Wednesday, June 13, 2012

Santa Fe, NM



Today two busloads of convention attendees rode to Santa Fe to soak up some of the history in and around that city.  It's a lot different from Albuquerque which is sprawling out for miles.  Santa Fe is smaller, more compact, and more touristy.  The high desert really shows up between the two places.  It's brown except for the scrubby bush growing much like weeds.
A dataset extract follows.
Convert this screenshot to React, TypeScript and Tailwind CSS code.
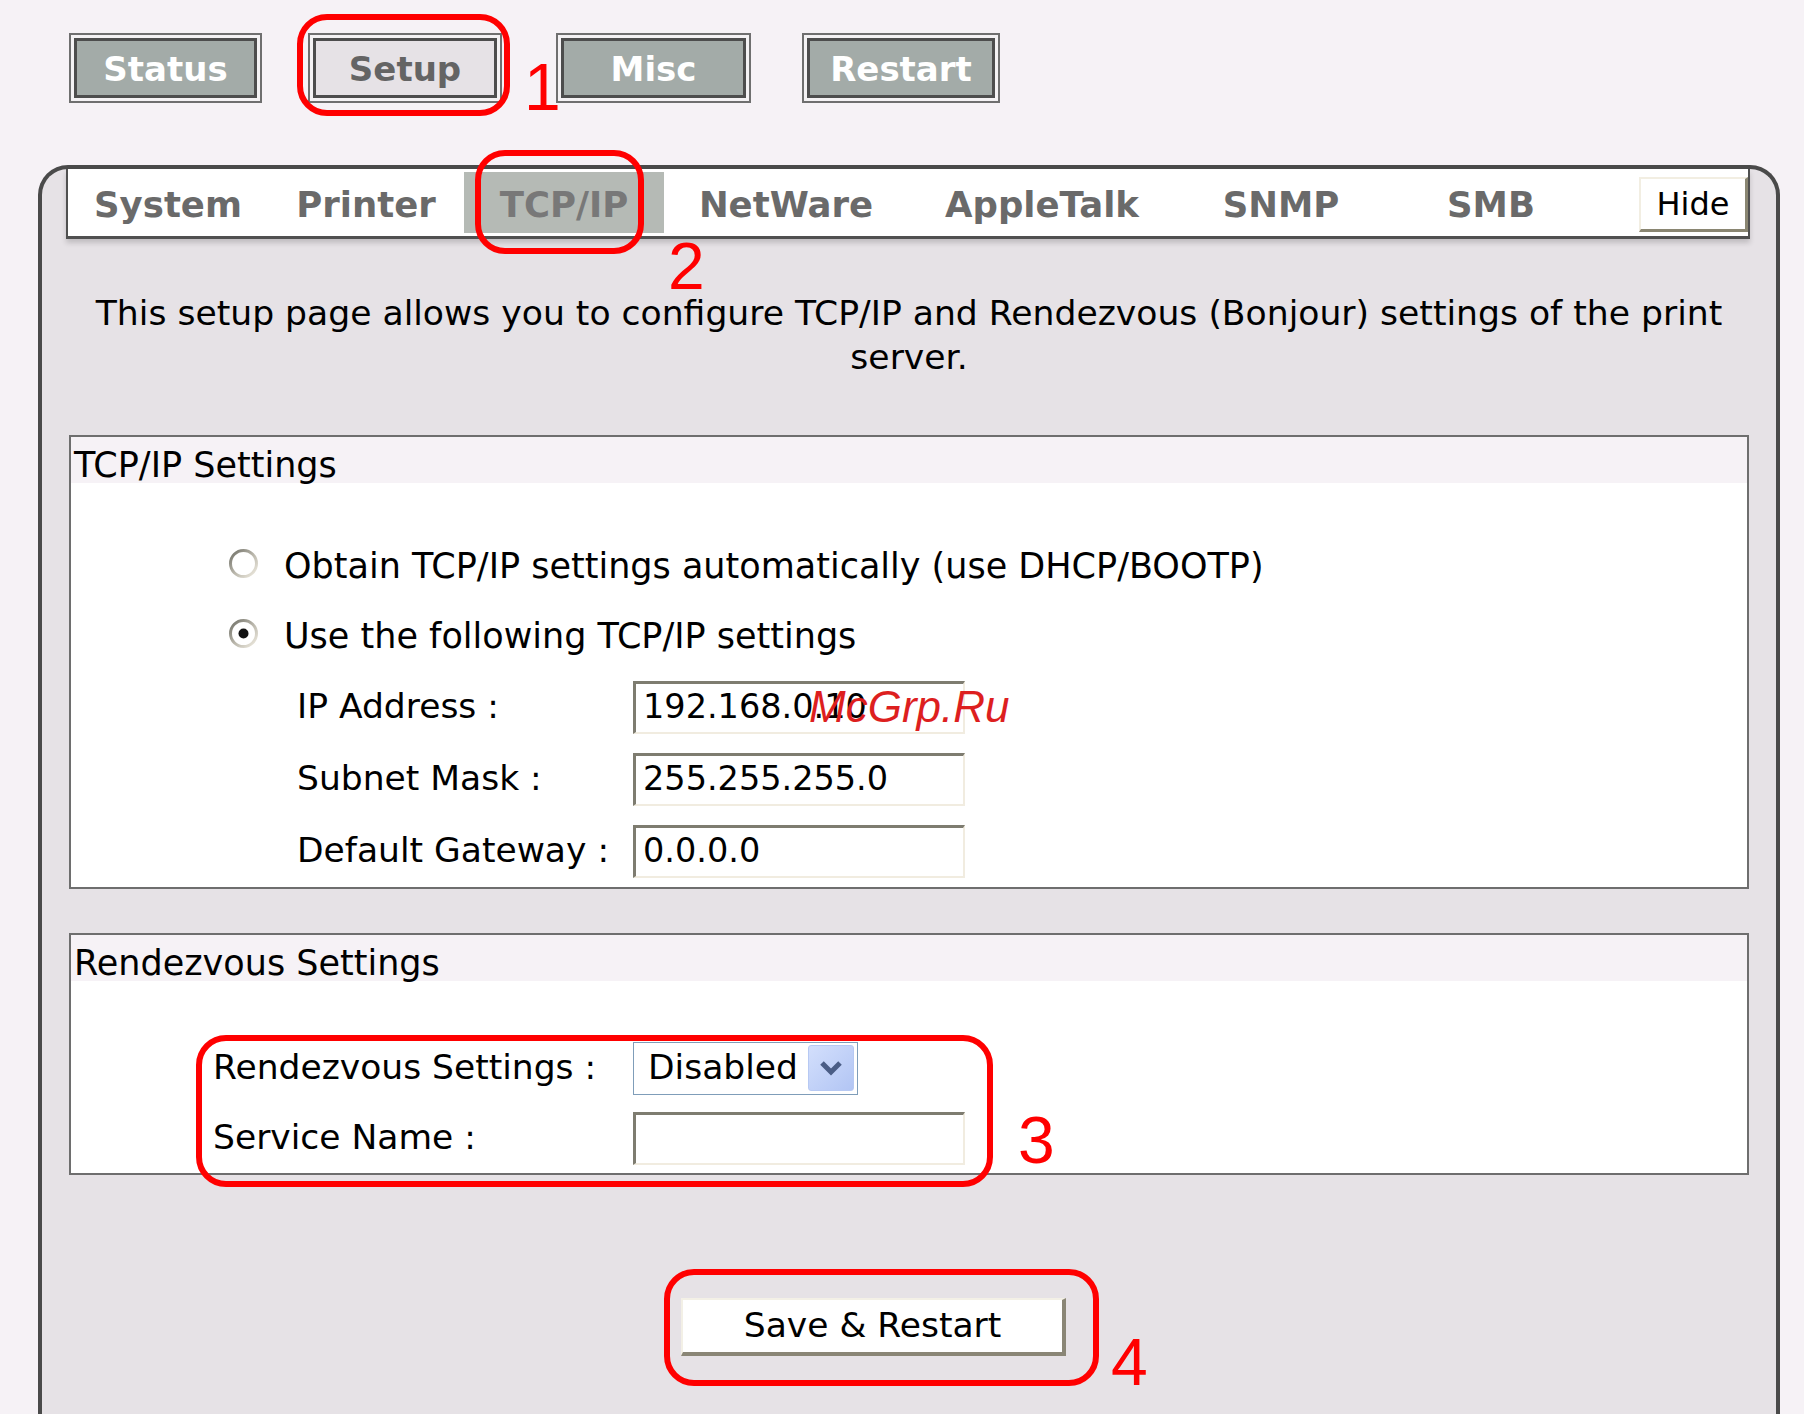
const FONT = "font-['DejaVu_Sans',Verdana,sans-serif]";

const tabs = [
  { label: "System", w: "w-[200px]" },
  { label: "Printer", w: "w-[196px]" },
  { label: "TCP/IP", w: "w-[200px]", active: true },
  { label: "NetWare", w: "w-[244px]" },
  { label: "AppleTalk", w: "w-[268px]" },
  { label: "SNMP", w: "w-[210px]" },
  { label: "SMB", w: "w-[210px]" },
];

function NavButton({ label, active, className }: { label: string; active?: boolean; className?: string }) {
  return (
    <div className={`flex h-[70px] border-2 border-[#6f6f6f] bg-[#f4f2f4] p-[3px] ${className ?? ""}`}>
      <div
        className={`flex flex-1 items-center justify-center border-[3px] border-[#4d4d4d] pt-[3px] text-[34px] font-bold ${
          active ? "bg-[#e6e2e6] text-[#646464]" : "bg-[#a3aba8] text-white"
        }`}
      >
        {label}
      </div>
    </div>
  );
}

function Radio({ id, checked }: { id: string; checked?: boolean }) {
  return (
    <svg width="31" height="31" viewBox="0 0 31 31" className="-mt-[6px]">
      <defs>
        <linearGradient id={id} x1="0" y1="0" x2="1" y2="1">
          <stop offset="0" stopColor="#6f6f66" />
          <stop offset="0.5" stopColor="#b8b5aa" />
          <stop offset="1" stopColor="#f1ede2" />
        </linearGradient>
      </defs>
      <circle cx="15.5" cy="15.5" r="13" fill="#fff" stroke={`url(#${id})`} strokeWidth="3" />
      {checked ? <circle cx="15.5" cy="15.5" r="5" fill="#111" /> : null}
    </svg>
  );
}

function TextInput({ value }: { value?: string }) {
  return (
    <div className="flex h-[53px] w-[332px] items-center border-t-[3px] border-r-2 border-b-2 border-l-[3px] border-t-[#7e7c70] border-r-[#f1ece0] border-b-[#f1ece0] border-l-[#7e7c70] bg-white pl-[7px] text-[33.5px] text-black">
      {value}
    </div>
  );
}

function Box({ title, children, className }: { title: string; children: React.ReactNode; className?: string }) {
  return (
    <div className={`ml-[27px] w-[1680px] border-2 border-[#6e6e6e] bg-white ${className ?? ""}`}>
      <div className="h-[46px] bg-[#f6f2f6] pt-[5px] pl-[3px] text-[35px] leading-[46px] text-black">{title}</div>
      {children}
    </div>
  );
}

function FieldRow({ label, labelClass, children }: { label: string; labelClass: string; children: React.ReactNode }) {
  return (
    <div className="flex h-[72px] items-center">
      <div className={`text-[34.5px] text-black ${labelClass}`}>{label}</div>
      {children}
    </div>
  );
}

function Ring({ className }: { className: string }) {
  return <div className={`pointer-events-none absolute rounded-[30px] border-[6px] border-[#ff0000] ${className}`} />;
}

function Mark({ n, className }: { n: string; className: string }) {
  return (
    <div className={`absolute font-['Liberation_Sans',Arial,sans-serif] text-[66px] leading-none text-[#ff0000] ${className}`}>
      {n}
    </div>
  );
}

export default function App() {
  return (
    <div className={`relative h-[1414px] w-[1804px] overflow-hidden bg-[#f6f2f6] ${FONT}`}>
      {/* top navigation */}
      <div className="flex pt-[33px] pl-[69px]">
        <NavButton label="Status" className="w-[193px]" />
        <NavButton label="Setup" active className="ml-[46px] w-[194px]" />
        <NavButton label="Misc" className="ml-[54px] w-[195px]" />
        <NavButton label="Restart" className="ml-[51px] w-[198px]" />
      </div>

      {/* settings panel */}
      <div className="mt-[62px] ml-[38px] h-[1300px] w-[1742px] rounded-t-[30px] border-x-4 border-t-4 border-[#4a4a4a] bg-[#e6e2e6]">
        <div className="ml-[24px] flex h-[70px] w-[1684px] border-x-2 border-b-[3px] border-[#505050] bg-white shadow-[0_4px_5px_rgba(0,0,0,0.16)]">
          {tabs.map((t) => (
            <div
              key={t.label}
              className={`flex items-center justify-center pt-[5px] text-[35.5px] font-bold ${t.w} ${
                t.active ? "my-[3px] bg-[#b5bab5] text-[#787878]" : "text-[#6a6a6a]"
              }`}
            >
              {t.label}
            </div>
          ))}
          <div className="mt-[8px] mb-[4px] ml-auto flex w-[109px] items-center justify-center border-t-2 border-r-[3px] border-b-[3px] border-l-2 border-t-[#f2eee2] border-r-[#8a8672] border-b-[#8a8672] border-l-[#f2eee2] bg-white text-[32px] text-black">
            Hide
          </div>
        </div>

        <p className="mx-auto mt-[52px] w-[1660px] text-center text-[34.6px] leading-[44px] text-black">
          This setup page allows you to configure TCP/IP and Rendezvous (Bonjour) settings of the print server.
        </p>

        <Box title="TCP/IP Settings" className="mt-[56px]">
          <div className="pt-[48px]">
            <div className="flex h-[70px] items-center pl-[157px]">
              <Radio id="r1" />
              <span className="ml-[25px] text-[35px] text-black">Obtain TCP/IP settings automatically (use DHCP/BOOTP)</span>
            </div>
            <div className="flex h-[70px] items-center pl-[157px]">
              <Radio id="r2" checked />
              <span className="ml-[25px] text-[35px] text-black">Use the following TCP/IP settings</span>
            </div>
            <FieldRow label="IP Address :" labelClass="ml-[226px] w-[336px]">
              <div className="relative">
                <TextInput value="192.168.0.10" />
                <span className="absolute top-[4px] left-[176px] font-['Liberation_Sans',Arial,sans-serif] text-[44px] leading-none text-[#dd1f1f] italic">
                  McGrp.Ru
                </span>
              </div>
            </FieldRow>
            <FieldRow label="Subnet Mask :" labelClass="ml-[226px] w-[336px]">
              <TextInput value="255.255.255.0" />
            </FieldRow>
            <FieldRow label="Default Gateway :" labelClass="ml-[226px] w-[336px]">
              <TextInput value="0.0.0.0" />
            </FieldRow>
          </div>
        </Box>

        <Box title="Rendezvous Settings" className="mt-[44px]">
          <div className="pt-[52px]">
            <div className="flex h-[70px] items-center">
              <div className="ml-[142px] w-[420px] text-[34.5px] text-black">Rendezvous Settings :</div>
              <div className="flex h-[53px] w-[225px] items-center border border-[#7f9db9] bg-white pr-[3px] pl-[14px] text-[34.5px] text-black">
                <span className="flex-1">Disabled</span>
                <div className="flex h-[46px] w-[46px] items-center justify-center rounded-[3px] border border-[#b7c9f3] bg-gradient-to-br from-[#d3dffc] to-[#b2c5f4]">
                  <svg width="24" height="18" viewBox="0 0 24 18">
                    <path d="M3 4 L12 13 L21 4" fill="none" stroke="#4a5d86" strokeWidth="5" />
                  </svg>
                </div>
              </div>
            </div>
            <div className="flex h-[70px] items-center">
              <div className="ml-[142px] w-[420px] text-[34.5px] text-black">Service Name :</div>
              <TextInput />
            </div>
          </div>
        </Box>

        <div className="mt-[123px] ml-[639px] flex h-[58px] w-[385px] items-center justify-center border-t-2 border-r-4 border-b-4 border-l-2 border-t-[#f3f0e6] border-r-[#8a8676] border-b-[#8a8676] border-l-[#f3f0e6] bg-white text-[34.5px] text-black">
          Save &amp; Restart
        </div>
      </div>

      {/* annotations */}
      <Ring className="top-[14px] left-[297px] h-[102px] w-[213px]" />
      <Mark n="1" className="top-[54px] left-[524px]" />
      <Ring className="top-[150px] left-[475px] h-[104px] w-[169px]" />
      <Mark n="2" className="top-[233px] left-[668px]" />
      <Ring className="top-[1035px] left-[196px] h-[152px] w-[797px]" />
      <Mark n="3" className="top-[1107px] left-[1018px]" />
      <Ring className="top-[1269px] left-[664px] h-[117px] w-[435px]" />
      <Mark n="4" className="top-[1329px] left-[1111px]" />
    </div>
  );
}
Commuter trains connect the two, double decker cars.  We passed two of them and from what we gathered the service is well used.  We passed a sign indicating a turn-off to Las Vegas, NM and the man with a microphone explained that at one time that was really a tough town.  He spoke of the guy who was practicing his fast draw and an errant bullet killed a bystander.  He said, "Oops, that was an accident."  Some time later, he was drawing and shooting again, this time killing another person.  "Oops, doggone, that was an accident."  The sheriff arrested him and a lynch mob came for him at night and hung him from a windmill, there being no trees around.  The next morning his body still swung there and had a sign attached: This was no accident. 

I've visited with a couple of interesting foreigners attending the convention, one, a Scotchman living in England.  His interest is with the history of Apache Indians and as we talked I asked him if he knew what Manifest Destiny meant in this country.  Oh, yes, he teaches Western American history in a university.  He seemed to know more about it than I.

The other fellow was Japanese.  I don't think he speaks English well, but I asked him the Japanese were interested in our west, too.  He nodded that they did.  I said I'm interested in your Samurai.  The man he was sitting with seemed to be able to converse with him well in the Japanese language and told me that he can trace his lineage back two thousand years as he is a member of one of the historic Samurai families.

The altitude takes some getting used to.  For a flatland North Dakotan to come here takes some getting used to.  Albuquerque is about a mile high and Santa Fe was around 7,500 feet high.  Thursday we get down to attending speakers and meetings.